Assuring safe Navy housing must be priority
Navy families given the opportunity to sound off earlier this month about living conditions in privately managed military housing located near the Naval Submarine Base in Groton revealed both good news and bad news. The good news is that, unlike dire conditions found in military housing in other parts of the country, most Navy personnel say they are satisfied with local housing.
The bad news, however, is families did complain about enduring mold, drafts and unreasonably long wait times for household repairs. One resident reported that management removed a broken window but left a gaping hole in its place. Maintenance workers said they had no replacement window available.
About 40 people attended a public meeting this month to air housing complaints. Others complained in annual housing surveys submitted to Navy personnel. This represents a relatively small percentage of the 1,041 families living in housing managed by Balfour Beatty. Still, the Navy and the management company must do better to ensure Navy families are living in housing that is clean and safe. They must promptly make needed repairs and immediately respond to complaints about housing conditions.

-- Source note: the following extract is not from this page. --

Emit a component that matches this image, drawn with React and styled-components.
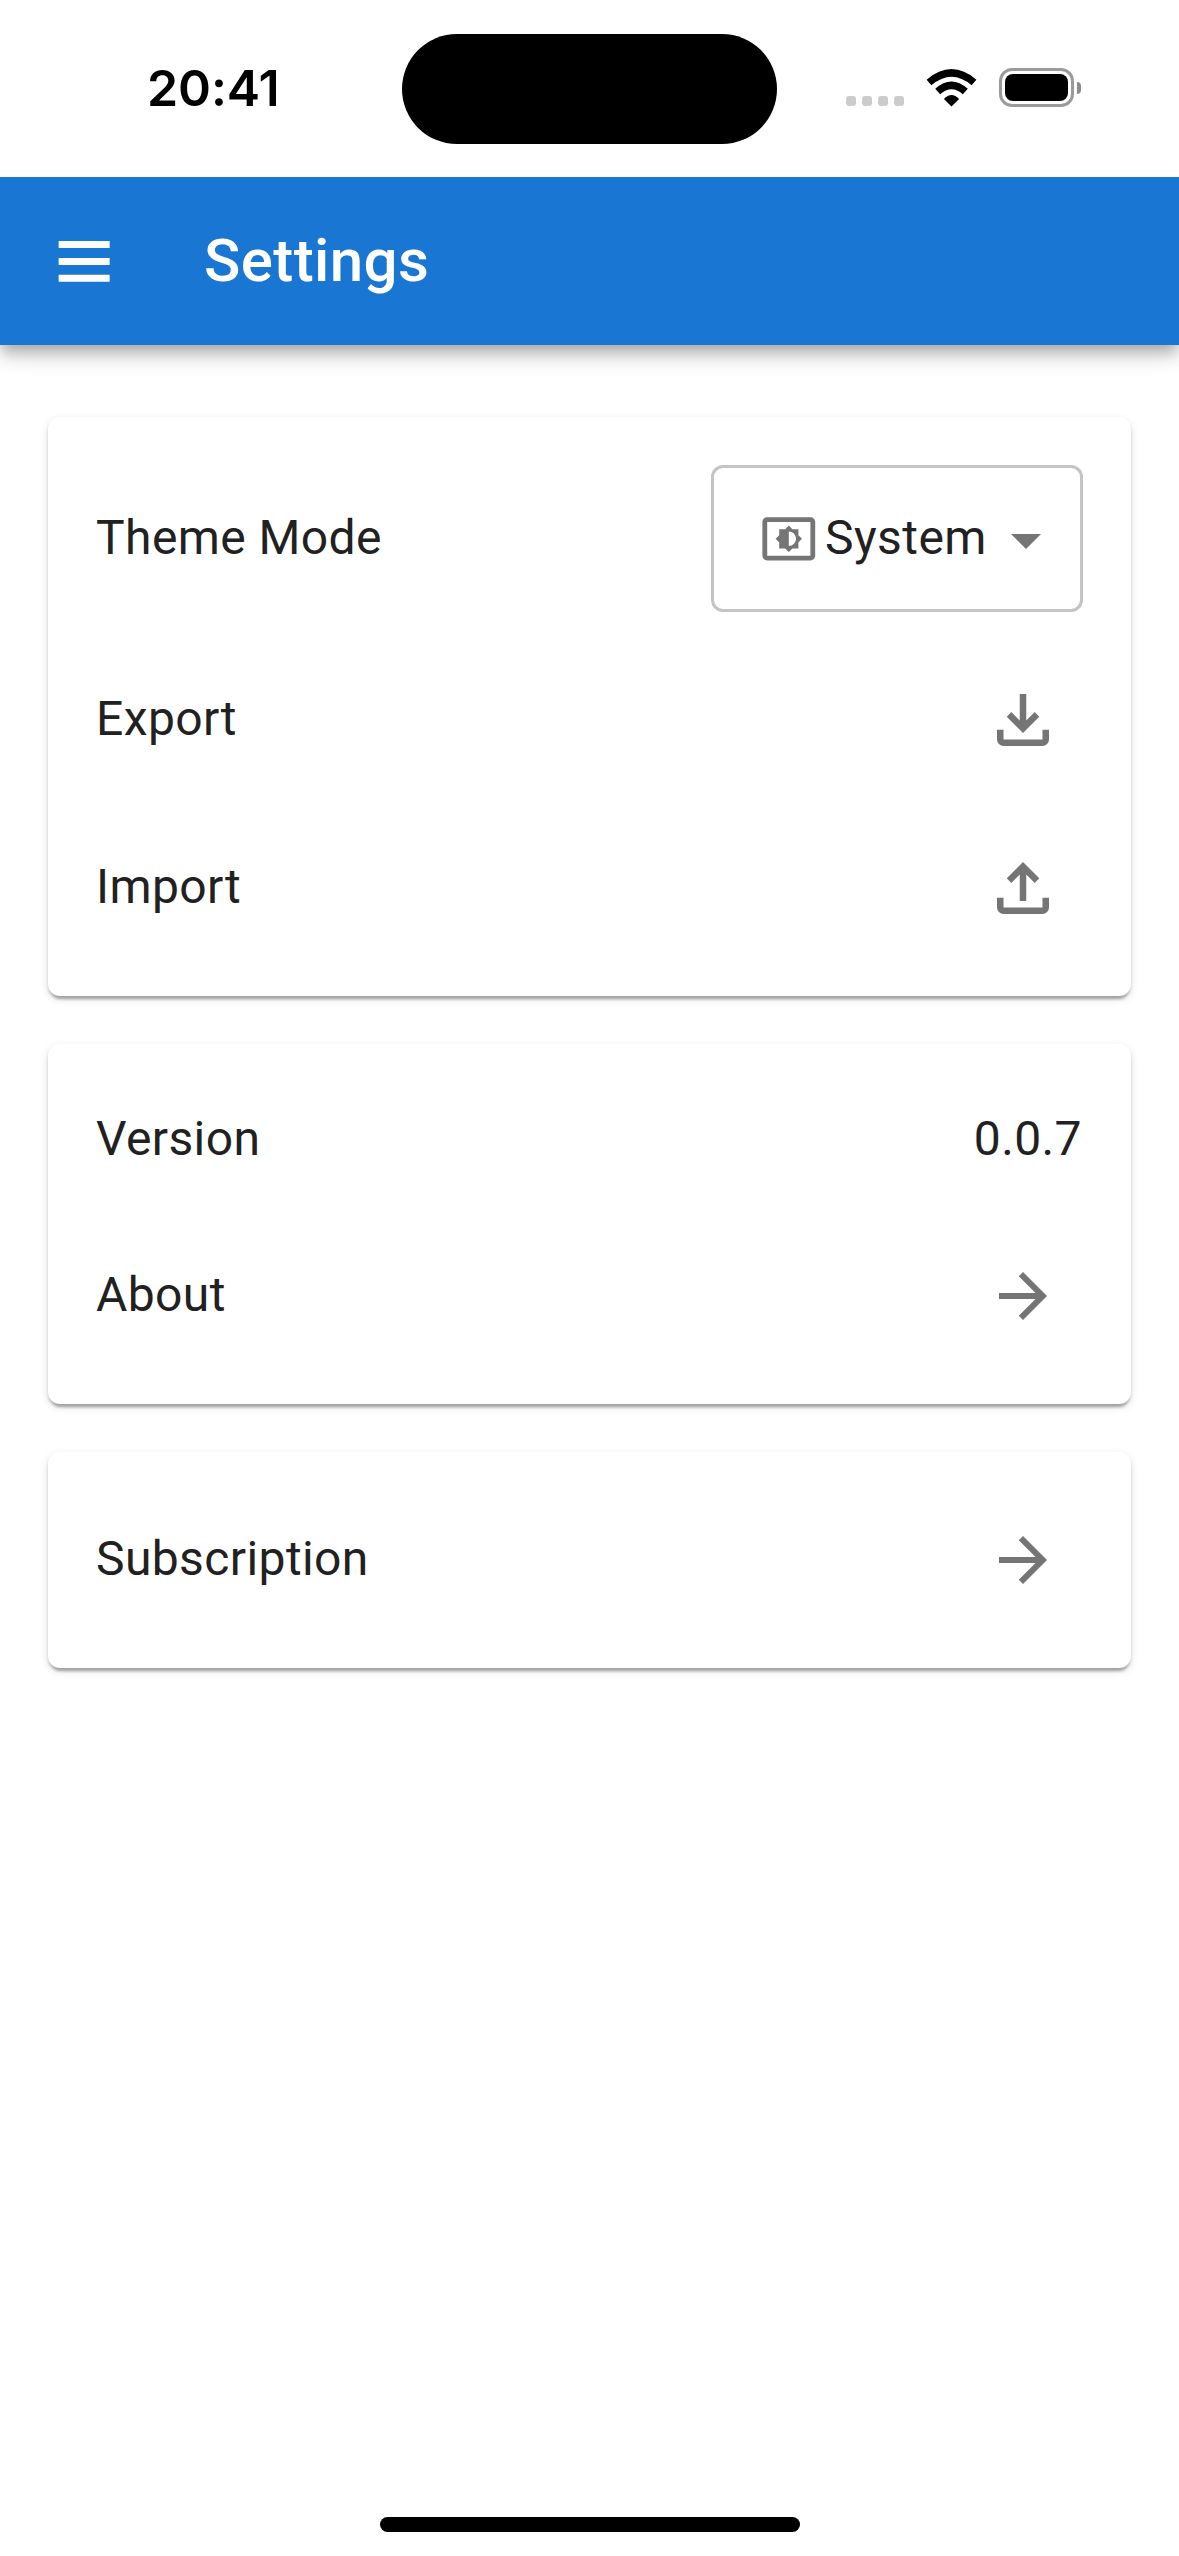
import React from "react";
import styled, { createGlobalStyle } from "styled-components";

const Global = createGlobalStyle`
  * { box-sizing: border-box; }
  body { margin: 0; background: #fff; }
`;

const Screen = styled.div`
  width: 1179px;
  height: 2556px;
  display: flex;
  flex-direction: column;
  background: #fff;
  color: #212121;
  font-family: Roboto, "Liberation Sans", sans-serif;
  font-size: 48px;
  line-height: 72px;
  letter-spacing: 0.4px;
`;

const StatusBar = styled.header`
  flex: none;
  position: relative;
  z-index: 1;
  height: 177px;
  display: grid;
  grid-template-columns: 402px 375px 402px;
  align-items: center;
  background: #fff;
`;

const Clock = styled.time`
  padding: 0 0 2px 147px;
  font: 600 50px/60px Inter, sans-serif;
  letter-spacing: -0.1px;
  color: #000;
`;

const Island = styled.div`
  height: 110px;
  margin-top: 1px;
  border-radius: 55px;
  background: #000;
`;

const StatusIcons = styled.div`
  display: flex;
  align-items: center;
  padding: 0 0 2px 69px;
`;

const SignalDots = styled.div`
  display: flex;
  gap: 6px;
  padding-top: 27px;
  margin-right: 22px;
`;

const SignalDot = styled.i`
  width: 10px;
  height: 10px;
  border-radius: 3px;
  background: #ccc;
`;

const Battery = styled.div`
  width: 75px;
  height: 39px;
  margin-left: 22px;
  padding: 3px;
  border: 3px solid #9b9b9b;
  border-radius: 13px;
`;

const BatteryLevel = styled.div`
  height: 100%;
  border-radius: 8px;
  background: #000;
`;

const BatteryCap = styled.div`
  width: 4px;
  height: 12px;
  margin-left: 3px;
  border-radius: 0 6px 6px 0;
  background: #8c8c8c;
`;

const AppBar = styled.nav`
  flex: none;
  height: 168px;
  display: flex;
  align-items: center;
  padding-left: 48px;
  background: #1976d2;
  color: #fff;
  box-shadow: 0 6px 12px -3px rgba(0, 0, 0, 0.2), 0 12px 15px 0 rgba(0, 0, 0, 0.14),
    0 3px 30px 0 rgba(0, 0, 0, 0.12);
`;

const MenuButton = styled.button`
  display: flex;
  padding: 0;
  border: 0;
  background: none;
  color: inherit;
  width: 156px;
`;

const Title = styled.h1`
  margin: 0;
  font-size: 60px;
  font-weight: 500;
  line-height: 96px;
  letter-spacing: 0.4px;
`;

const Content = styled.main`
  flex: 1;
  display: flex;
  flex-direction: column;
  gap: 48px;
  padding: 72px 48px 0;
`;

const Card = styled.section`
  display: flex;
  flex-direction: column;
  gap: 48px;
  padding: 48px;
  border-radius: 12px;
  background: #fff;
  box-shadow: 0 6px 3px -3px rgba(0, 0, 0, 0.2), 0 3px 3px 0 rgba(0, 0, 0, 0.14),
    0 3px 9px 0 rgba(0, 0, 0, 0.12);
`;

const Row = styled.div`
  height: ${(p) => p.$height}px;
  display: flex;
  align-items: center;
  justify-content: space-between;
`;

const Label = styled.span`
  padding-bottom: ${(p) => p.$lift ?? 3}px;
`;

const Value = styled(Label)`
  padding-right: 1px;
`;

const Select = styled.button`
  width: 372px;
  height: 147px;
  display: flex;
  align-items: center;
  padding: 0 18px 0 46px;
  border: 3px solid #c4c4c4;
  border-radius: 12px;
  background: none;
  color: inherit;
  font: inherit;
  letter-spacing: inherit;
`;

const SelectValue = styled(Label)`
  flex: 1;
  padding-left: 7.5px;
  text-align: left;
`;

const Caret = styled.span`
  display: flex;
  padding-top: 3px;
`;

const IconButton = styled.button`
  display: flex;
  padding: 0 ${(p) => p.$inset}px 0 0;
  border: 0;
  background: none;
  color: #757575;
`;

const HomeArea = styled.footer`
  display: flex;
  justify-content: center;
  padding-bottom: 24px;
`;

const HomeBar = styled.div`
  width: 420px;
  height: 15px;
  border-radius: 8px;
  background: #000;
`;

const Icon = ({ size = 72, color = "currentColor", d }) => (
  <svg width={size} height={size} viewBox="0 0 24 24" fill={color} aria-hidden="true">
    <path d={d} />
  </svg>
);

const MENU = "M3.55 5.35h17v2.300h-17zM3.55 11h17v2.300h-17zM3.55 16.620h17v2.300h-17z";
const TRAY = "M6 20q-.825 0-1.412-.587Q4 18.825 4 18v-3h2v3h12v-3h2v3q0 .825-.587 1.413Q18.825 20 18 20Z";
const DOWNLOAD = "m12 16-5-5 1.4-1.45 2.6 2.6V4h2v8.15l2.6-2.6L17 11Z" + TRAY;
const UPLOAD = "M11 16V7.85l-2.6 2.6L7 9l5-5 5 5-1.4 1.45-2.6-2.6V16Z" + TRAY;
const ARROW = "M12 4l-1.41 1.41L16.17 11H4v2h12.17l-5.58 5.59L12 20l8-8z";
const CARET = "M7 10l5 5 5-5z";
const DISPLAY =
  "M21 3H3c-1.11 0-2 .89-2 2v14c0 1.1.89 2 2 2h18c1.11 0 2-.9 2-2V5c0-1.11-.89-2-2-2zm0 16.02H3V4.98h18v14.04zM8 16h2.5l1.5 1.5 1.5-1.5H16v-2.5l1.5-1.5-1.5-1.5V8h-2.5L12 6.5 10.5 8H8v2.5L6.5 12 8 13.5V16zm4-7c1.66 0 3 1.34 3 3s-1.34 3-3 3V9z";

const Wifi = () => (
  <svg width="51" height="38" viewBox="0 0 51 38" aria-hidden="true">
    <path d="M25.500 37.600L17.900 30Q25.500 22.200 33.100 30Z" />
    <g fill="none" stroke="#000" strokeWidth="7.400">
      <path d="M11.700 22.600Q25.500 10.200 39.300 22.600" />
      <path d="M3 13.500Q25.500 -5.600 48 13.500" />
    </g>
  </svg>
);

export default function App() {
  return (
    <Screen>
      <Global />
      <StatusBar>
        <Clock>20:41</Clock>
        <Island />
        <StatusIcons>
          <SignalDots>
            <SignalDot /><SignalDot /><SignalDot /><SignalDot />
          </SignalDots>
          <Wifi />
          <Battery><BatteryLevel /></Battery>
          <BatteryCap />
        </StatusIcons>
      </StatusBar>
      <AppBar>
        <MenuButton aria-label="Menu"><Icon d={MENU} /></MenuButton>
        <Title>Settings</Title>
      </AppBar>
      <Content>
        <Card>
          <Row $height={147}>
            <Label $lift={1}>Theme Mode</Label>
            <Select>
              <Icon size={57.6} color="#757575" d={DISPLAY} />
              <SelectValue $lift={1}>System</SelectValue>
              <Caret><Icon color="#757575" d={CARET} /></Caret>
            </Select>
          </Row>
          <Row $height={120}>
            <Label>Export</Label>
            <IconButton $inset={21} aria-label="Export"><Icon size={78} d={DOWNLOAD} /></IconButton>
          </Row>
          <Row $height={120}>
            <Label>Import</Label>
            <IconButton $inset={21} aria-label="Import"><Icon size={78} d={UPLOAD} /></IconButton>
          </Row>
        </Card>
        <Card>
          <Row $height={96}>
            <Label>Version</Label>
            <Value>0.0.7</Value>
          </Row>
          <Row $height={120}>
            <Label>About</Label>
            <IconButton $inset={24} aria-label="About"><Icon d={ARROW} /></IconButton>
          </Row>
        </Card>
        <Card>
          <Row $height={120}>
            <Label>Subscription</Label>
            <IconButton $inset={24} aria-label="Subscription"><Icon d={ARROW} /></IconButton>
          </Row>
        </Card>
      </Content>
      <HomeArea><HomeBar /></HomeArea>
    </Screen>
  );
}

After media reports brought to light some abhorrent living conditions in military housing across the country, Congress asked the Navy for assurances about local conditions. Submarine Base officials scheduled the meeting this month following that request.
“It shouldn’t take an act of Congress for these issues to be brought to light,” Nicole Groover, wife of 15-year Navy veteran Kevin Groover, said at the meeting. The Groovers said they were frustrated by problems they had with water pressure, heat and unanswered maintenance requests.
Another family reported frequent illnesses, including pneumonia and acute bronchitis, when they lived in a Balfour Beatty-managed house on Hornbeam Road. They contended the health issues were connected to frequent mold growth on bathroom ceilings, in a storage shed and in electrical outlets at the house. They said mold is a frequent concern aired on a Facebook forum for Navy wives. Other complaints focused on the high costs of utilities and housing in general.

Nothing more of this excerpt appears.